▸ DATA SEGMENT

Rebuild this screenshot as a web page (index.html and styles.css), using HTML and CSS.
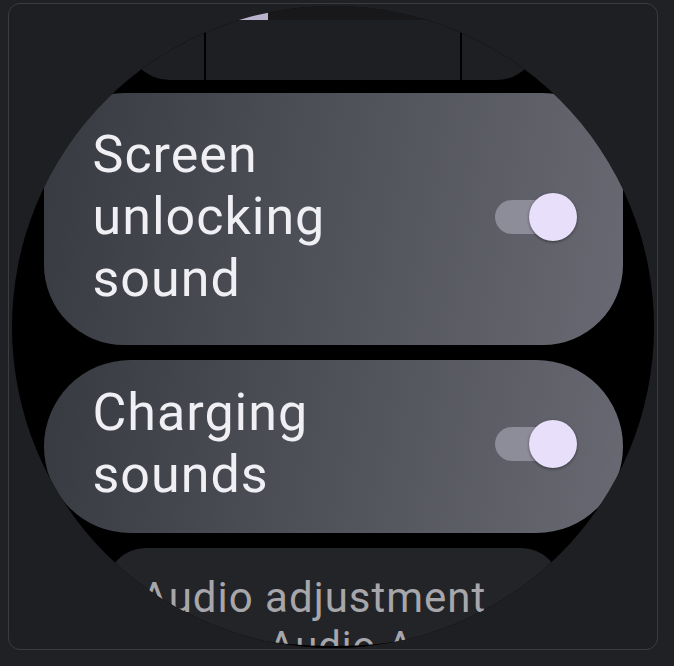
FILE: index.html
```html
<!DOCTYPE html>
<html>
  <head>
    <meta name="viewport" content="width=device-width,initial-scale=1">
    <title>Sounds</title>
    <link rel="stylesheet" href="styles.css">
  </head>
  <body>
    <div class="frame">
      <div class="watch">
        <div class="chip chip-top">
          <svg class="peek" width="414" height="20" viewBox="0 0 414 20">
            <path d="M107 14 Q204 -14 304 14 Z" fill="#18181a"/>
            <path d="M107 14 L142 4 L142 14 Z" fill="#b9b2cc"/>
          </svg>
          <div class="stub"></div>
        </div>

        <div class="chip chip-toggle chip-tall">
          <span class="label">Screen<br>unlocking<br>sound</span>
          <div class="switch">
            <div class="track"></div>
            <div class="thumb"></div>
          </div>
        </div>

        <div class="chip chip-toggle chip-short">
          <span class="label">Charging<br>sounds</span>
          <div class="switch">
            <div class="track"></div>
            <div class="thumb"></div>
          </div>
        </div>

        <div class="chip chip-fade">
          <span class="label">Audio adjustment</span>
          <span class="sub">Audio, Audio Ace</span>
        </div>
      </div>
    </div>
  </body>
</html>
```

FILE: styles.css
```css
:root {
    --page: #202124;
    --frame: #1e1f22;
    --edge: #3b3c40;
    --text: #f0eff4;
    --muted: #a7a7ab;
    --track: #8d8c99;
    --thumb: #e8e0fb;
}

html, body {
    margin: 0;
    padding: 0;
}

body {
    background-color: var(--page);
    font-family: Roboto, "Liberation Sans", sans-serif;
}

.frame {
    box-sizing: border-box;
    width: 650px;
    height: 647px;
    margin: 3px 0 0 8px;
    padding: 2px 3px;
    border: 1px solid var(--edge);
    border-radius: 12px;
    background-color: var(--frame);
    overflow: hidden;
}

/* round watch face, everything inside is clipped to it */
.watch {
    width: 642px;
    height: 642px;
    border-radius: 50%;
    background-color: #000;
    overflow: hidden;
    display: flex;
    flex-direction: column;
    align-items: center;
}

.chip {
    box-sizing: border-box;
    flex-shrink: 0;
}

.chip-top {
    width: 414px;
    height: 74px;
    border-radius: 0 0 44px 44px;
    background-color: var(--frame);
    display: flex;
    flex-direction: column;
    align-items: center;
    justify-content: space-between;
}

.peek {
    display: block;
}

.stub {
    box-sizing: border-box;
    width: 258px;
    height: 50px;
    border-left: 2px solid #000;
    border-right: 2px solid #000;
}

.chip-toggle {
    width: 579px;
    display: flex;
    align-items: center;
    justify-content: space-between;
    background: linear-gradient(100deg, #383a41, #686972);
    color: var(--text);
    font-size: 52px;
    line-height: 62px;
    letter-spacing: 1px;
}

.chip-tall {
    margin-top: 13px;
    padding: 31px 46px 35px 49px;
    border-radius: 80px;
}

.chip-short {
    margin-top: 15px;
    padding: 22px 46px 27px 49px;
    border-radius: 87px;
}

.switch {
    display: flex;
    align-items: center;
}

.track {
    width: 66px;
    height: 34px;
    border-radius: 17px;
    background-color: var(--track);
}

.thumb {
    width: 48px;
    height: 48px;
    margin-left: -32px;
    border-radius: 50%;
    background-color: var(--thumb);
    box-shadow: 0 1px 3px rgba(0, 0, 0, 0.45);
}

.chip-fade {
    margin-top: 15px;
    width: 455px;
    height: 110px;
    padding: 25px 35px;
    border-radius: 40px 40px 0 0;
    background-color: #232428;
    color: var(--muted);
    font-size: 42px;
    line-height: 50px;
    letter-spacing: 1px;
    white-space: nowrap;
    display: flex;
    flex-direction: column;
    clip-path: ellipse(228px 104px at 50% -6px);
}

.chip-fade .sub {
    font-size: 40px;
    line-height: 48px;
}
```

▸ PROMPT
Repeat the data in full and exactly. Omit pictures.

▸ PROBLEM SOLUTION
Rebuild this screenshot as a web page (index.html and styles.css), using HTML and CSS.
FILE: index.html
```html
<!DOCTYPE html>
<html>
  <head>
    <meta name="viewport" content="width=device-width,initial-scale=1">
    <title>Sounds</title>
    <link rel="stylesheet" href="styles.css">
  </head>
  <body>
    <div class="frame">
      <div class="watch">
        <div class="chip chip-top">
          <svg class="peek" width="414" height="20" viewBox="0 0 414 20">
            <path d="M107 14 Q204 -14 304 14 Z" fill="#18181a"/>
            <path d="M107 14 L142 4 L142 14 Z" fill="#b9b2cc"/>
          </svg>
          <div class="stub"></div>
        </div>

        <div class="chip chip-toggle chip-tall">
          <span class="label">Screen<br>unlocking<br>sound</span>
          <div class="switch">
            <div class="track"></div>
            <div class="thumb"></div>
          </div>
        </div>

        <div class="chip chip-toggle chip-short">
          <span class="label">Charging<br>sounds</span>
          <div class="switch">
            <div class="track"></div>
            <div class="thumb"></div>
          </div>
        </div>

        <div class="chip chip-fade">
          <span class="label">Audio adjustment</span>
          <span class="sub">Audio, Audio Ace</span>
        </div>
      </div>
    </div>
  </body>
</html>
```

FILE: styles.css
```css
:root {
    --page: #202124;
    --frame: #1e1f22;
    --edge: #3b3c40;
    --text: #f0eff4;
    --muted: #a7a7ab;
    --track: #8d8c99;
    --thumb: #e8e0fb;
}

html, body {
    margin: 0;
    padding: 0;
}

body {
    background-color: var(--page);
    font-family: Roboto, "Liberation Sans", sans-serif;
}

.frame {
    box-sizing: border-box;
    width: 650px;
    height: 647px;
    margin: 3px 0 0 8px;
    padding: 2px 3px;
    border: 1px solid var(--edge);
    border-radius: 12px;
    background-color: var(--frame);
    overflow: hidden;
}

/* round watch face, everything inside is clipped to it */
.watch {
    width: 642px;
    height: 642px;
    border-radius: 50%;
    background-color: #000;
    overflow: hidden;
    display: flex;
    flex-direction: column;
    align-items: center;
}

.chip {
    box-sizing: border-box;
    flex-shrink: 0;
}

.chip-top {
    width: 414px;
    height: 74px;
    border-radius: 0 0 44px 44px;
    background-color: var(--frame);
    display: flex;
    flex-direction: column;
    align-items: center;
    justify-content: space-between;
}

.peek {
    display: block;
}

.stub {
    box-sizing: border-box;
    width: 258px;
    height: 50px;
    border-left: 2px solid #000;
    border-right: 2px solid #000;
}

.chip-toggle {
    width: 579px;
    display: flex;
    align-items: center;
    justify-content: space-between;
    background: linear-gradient(100deg, #383a41, #686972);
    color: var(--text);
    font-size: 52px;
    line-height: 62px;
    letter-spacing: 1px;
}

.chip-tall {
    margin-top: 13px;
    padding: 31px 46px 35px 49px;
    border-radius: 80px;
}

.chip-short {
    margin-top: 15px;
    padding: 22px 46px 27px 49px;
    border-radius: 87px;
}

.switch {
    display: flex;
    align-items: center;
}

.track {
    width: 66px;
    height: 34px;
    border-radius: 17px;
    background-color: var(--track);
}

.thumb {
    width: 48px;
    height: 48px;
    margin-left: -32px;
    border-radius: 50%;
    background-color: var(--thumb);
    box-shadow: 0 1px 3px rgba(0, 0, 0, 0.45);
}

.chip-fade {
    margin-top: 15px;
    width: 455px;
    height: 110px;
    padding: 25px 35px;
    border-radius: 40px 40px 0 0;
    background-color: #232428;
    color: var(--muted);
    font-size: 42px;
    line-height: 50px;
    letter-spacing: 1px;
    white-space: nowrap;
    display: flex;
    flex-direction: column;
    clip-path: ellipse(228px 104px at 50% -6px);
}

.chip-fade .sub {
    font-size: 40px;
    line-height: 48px;
}
```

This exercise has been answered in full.